From coal to renewables: a history of EU energy law

Research Project

In the early 2020s, energy returned to European agendas with a vengeance. Its environmental impact, but also – after the Russian attack on Ukraine – security of supply and energy prices have become central issues of European politics. In the face of these developments, this project seeks to look back at the history of energy policy and law at the European (Union) level.

It seems puzzling that energy was so important to European integration from the very beginning – with energy being at the centre of the European Coal and Steel as well as the European Atomic Energy Communities – yet so slow to emerge as a field of European Community (EC) and EU action and law making. Many aspects of energy law making have remained national. Governments have vehemently defended their own competences. Hence European-level action primarily emerged in moments of crisis, such as after the 1973 and 1979 oil crises.
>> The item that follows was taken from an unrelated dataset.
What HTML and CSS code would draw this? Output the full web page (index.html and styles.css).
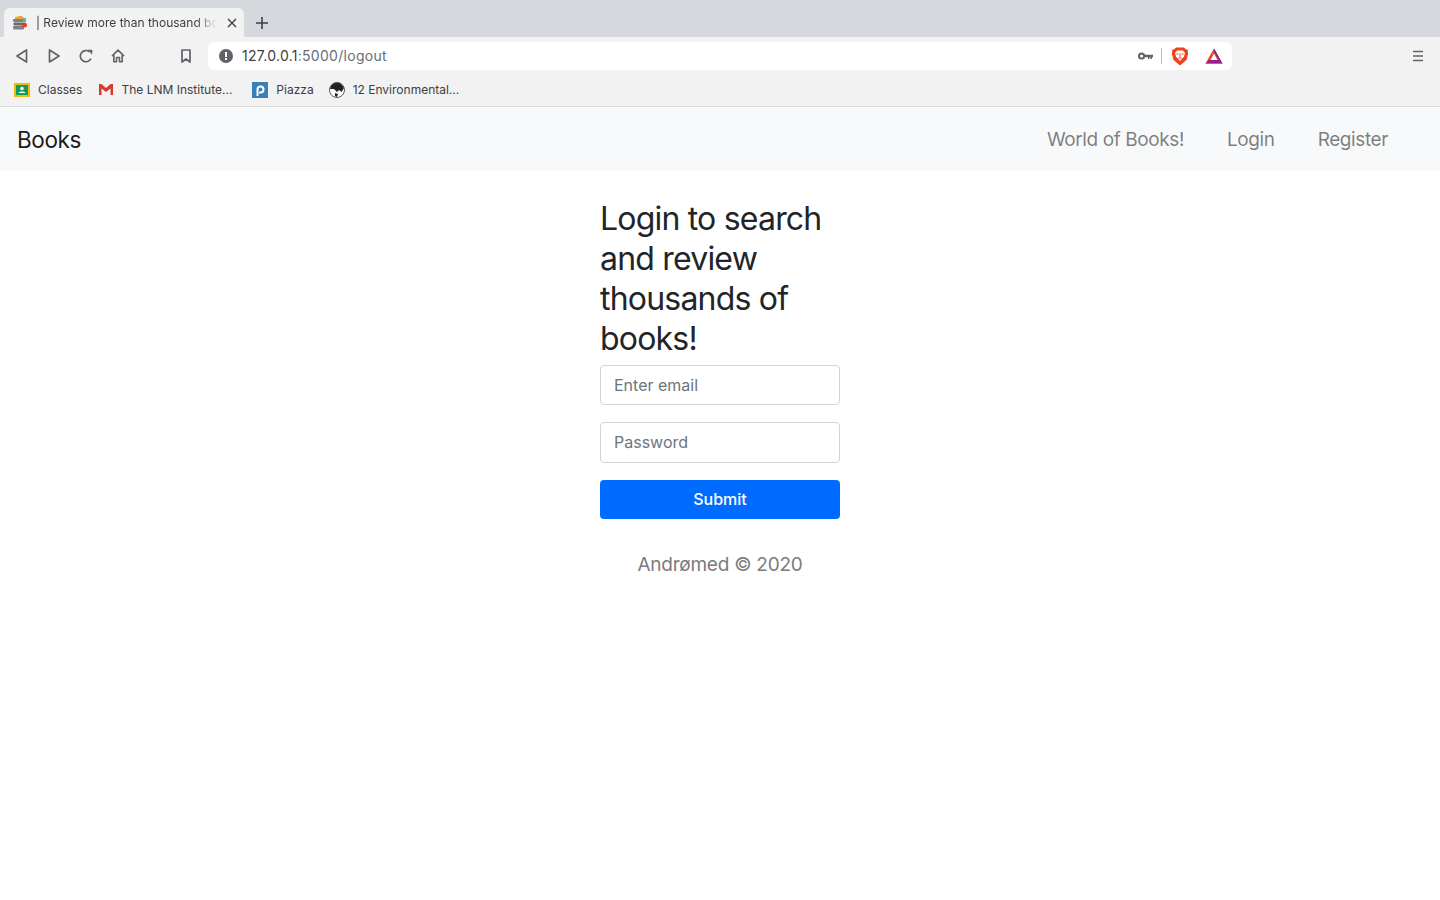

This study seeks to address this puzzle in a systematic manner through a historical enquiry into the emergence and development of EC/EU energy law. The project aims to look beyond a simple juxtaposition of contradictory national interests and instead proposes to examine the role of a multitude of actors in this field. The analysis will prominently include – at times transnationally organised – non-governmental or societal actors, including state-owned utilities and corporations that increasingly took an interest in energy issues, and their networks. The goal is to analyse and explain how and under what conditions the Europeanisation of energy law took place.